Will, a single 35-year-old former banking executive, was so depressed by the notion that he has handed in his notice and is off to join VSO. “I just want to do something – bloody anything – to stop the rot setting in,” he says. “I’ve spent years working my way up, but all I want is to feel some adrenaline again. There’s nothing like turning your back on a £250,000-a-year salary to get that.”
Two of my female friends also threw in big jobs as their 35th birthdays approached, and not just because of the stresses of juggling work and motherhood.
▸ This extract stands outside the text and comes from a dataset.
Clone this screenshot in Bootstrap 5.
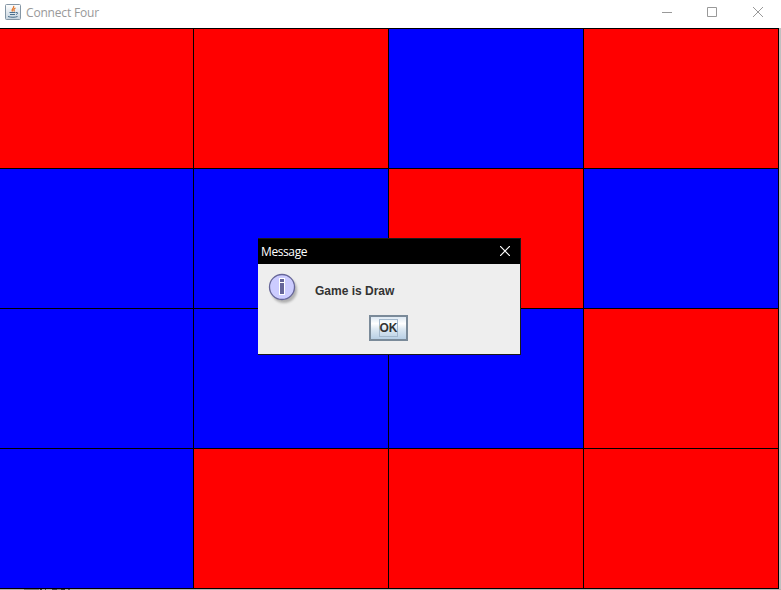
<!DOCTYPE html>
<html lang="en">
<head>
<meta charset="utf-8">
<title>Connect Four</title>
<link href="https://cdn.jsdelivr.net/npm/bootstrap@5.3.0/dist/css/bootstrap.min.css" rel="stylesheet">
<style>
body{width:781px;height:590px;background:#c0c0c0;font-family:"Open Sans","Noto Sans",sans-serif;font-size:12px}
svg{display:block;flex:none}
.titlebar{height:28px;padding-left:5px;color:#999}
.titlebar-text{font:12px/26px "Open Sans","Noto Sans",sans-serif;letter-spacing:-.18px;margin-left:5px}
.app-icon{margin-top:4px}
.win-controls{width:110px;height:25px;margin-right:9px}
.board{width:779px;height:561px;display:grid;grid-template-columns:194px 195px 195px 195px;grid-template-rows:repeat(4,140px);border-top:1px solid #000}
.cell{border-right:1px solid #000;border-bottom:1px solid #000}
.red{background:#f00}.blue{background:#00f}
.backdrop-edge{height:1px;background:linear-gradient(90deg,#b0a8a8 0 24px,#777 24px 39px,#aaa 39px 40px,#333 40px 42px,#aaa 42px 45px,#444 45px 46px,#aaa 46px 52px,#444 52px 57px,#888 57px 61px,#333 61px 65px,#aaa 65px 68px,#555 68px 70px,#b4b0b0 70px)}
.message-box{left:258px;top:238px;width:263px;height:117px;background:#eee;border:1px solid #1a1a1a;border-left:0}
.message-title{height:25px;background:#000;color:#fff;padding-left:3px;font:12px/25px "Open Sans","Noto Sans",sans-serif;letter-spacing:-.4px}
.close-icon{margin:7px 10px 0 0}
.message-body{height:51px}
.info-icon{margin:7px 0 0 8px}
.message-text{font:bold 12px/16px "Liberation Sans",Arial,sans-serif;color:#333;margin:19px 0 0 15px}
.ok-btn{width:39px;height:26px;padding:0;margin-left:111px;border:2px solid #7a8a99;border-radius:0;background:linear-gradient(#dde8f3 0,#fff 30%,#dce8f2 55%,#b8cfe5 100%)}
.ok-focus{width:19px;height:18px;border:1px solid #a3b8cc;font:bold 12px/17px "Liberation Sans",Arial,sans-serif;color:#333}
</style>
<script src="https://cdn.jsdelivr.net/npm/bootstrap@5.3.0/dist/js/bootstrap.bundle.min.js"></script>
</head>
<body class="m-0 overflow-hidden position-relative">
<header class="titlebar bg-white d-flex align-items-start">
  <svg class="app-icon" width="16" height="16" viewBox="0 0 16 16"><defs><linearGradient id="jg" x2="0" y2="1"><stop stop-color="#fff"/><stop offset="1" stop-color="#c5d3de"/></linearGradient></defs><rect x=".5" y=".5" width="15" height="15" rx="1" fill="url(#jg)" stroke="#8496a5"/><path d="M8.500 2c1.500 2-3 2.800-1 5.500M10.500 4c-2 1-2 2-1 3.500" fill="none" stroke="#e4762b" stroke-width="1.300"/><path d="M4.500 8.500h6M5 10.500h5M3 12.500c3 1 7 1 9.500 0M11 8.500c2.500-.5 2 1.500 0 2" fill="none" stroke="#4a6e8c" stroke-width="1"/></svg>
  <span class="titlebar-text">Connect Four</span>
  <svg class="win-controls ms-auto" viewBox="0 0 110 25" fill="none" stroke="#999"><path d="M0 12.500h10M45.500 7.500h9v9h-9z"/><path d="M91 7l10 10M101 7l-10 10"/></svg>
</header>
<main class="board">
  <div class="cell red"></div><div class="cell red"></div><div class="cell blue"></div><div class="cell red"></div>
  <div class="cell blue"></div><div class="cell blue"></div><div class="cell red"></div><div class="cell blue"></div>
  <div class="cell blue"></div><div class="cell blue"></div><div class="cell blue"></div><div class="cell red"></div>
  <div class="cell blue"></div><div class="cell red"></div><div class="cell red"></div><div class="cell red"></div>
</main>
<div class="backdrop-edge"></div>
<section class="message-box position-absolute" role="dialog">
  <div class="message-title d-flex">
    <span>Message</span>
    <svg class="close-icon ms-auto" width="10" height="10" viewBox="0 0 10 10" stroke="#fff" stroke-width="1.200"><path d="M0 0l10 10M10 0L0 10"/></svg>
  </div>
  <div class="message-body d-flex">
    <svg class="info-icon" width="34" height="34" viewBox="0 0 34 34"><defs><filter id="sh"><feGaussianBlur stdDeviation="1.2"/></filter></defs><circle cx="18" cy="19" r="13" fill="#888" opacity=".6" filter="url(#sh)"/><circle cx="16" cy="16" r="12.500" fill="#ccf" stroke="#669" stroke-width="1.300"/><path d="M13 7h6v17h-6z" fill="#fff"/><path d="M14 8h4v3h-4zM14 12h4v11h-4z" fill="#669"/></svg>
    <div class="message-text">Game is Draw</div>
  </div>
  <button class="ok-btn d-flex align-items-center justify-content-center" type="button"><span class="ok-focus d-flex justify-content-center">OK</span></button>
</section>
</body>
</html>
Rebecca, 35, explains her decision to walk away from her position in a prestigious publishing firm: “The working-mum thing was part of it – I was stressed all the time – but there didn’t seem to be anything to work towards any more, just more of the same annual milestones.”
Another friend, in a reversal of the cliché, threw in the towel on the nice husband she had married at 29 just before her 35th birthday. “It wasn’t him,” she insists. “I just found myself sitting across the breakfast table from him, thinking, ‘Is this it?’ It was getting to the point where we were going to have children, and I thought, ‘I’ve got to get out.’ I felt stifled, old before my time. I literally couldn’t bear the fact that I would never feel the excitement of a first kiss again. It hadn’t bothered me when we got married, but it bothered me then.”
This is perhaps less usual at my friend’s age (lots of us don’t even get married until we’re 35), but it’s an example of the way our mid-thirties have become a flash point in both our professional and personal lives. A recent survey revealed that midlife crises are now the second most commonly quoted reason cited to divorce lawyers as the cause of marital breakdown.
A thrisis can easily afflict those who have seemingly ticked all the boxes. A couple of people I know, robust types who would have turned up their noses at the notion a few years ago, have recently turned to counselling in a bid to tackle the sense of boredom, even futility, that has gripped them, despite their success.
In this sense, the thrisis, however real it feels, is rather indulgent. The big question is whether it is simply additional to, or replaces, its older relative. Or are there now two hits, one at 35, and another at 45? If so, to borrow the sentiments of the redoubtable Lady Bracknell, to have one midlife crisis may be regarded as a misfortune – but to have two looks like carelessness.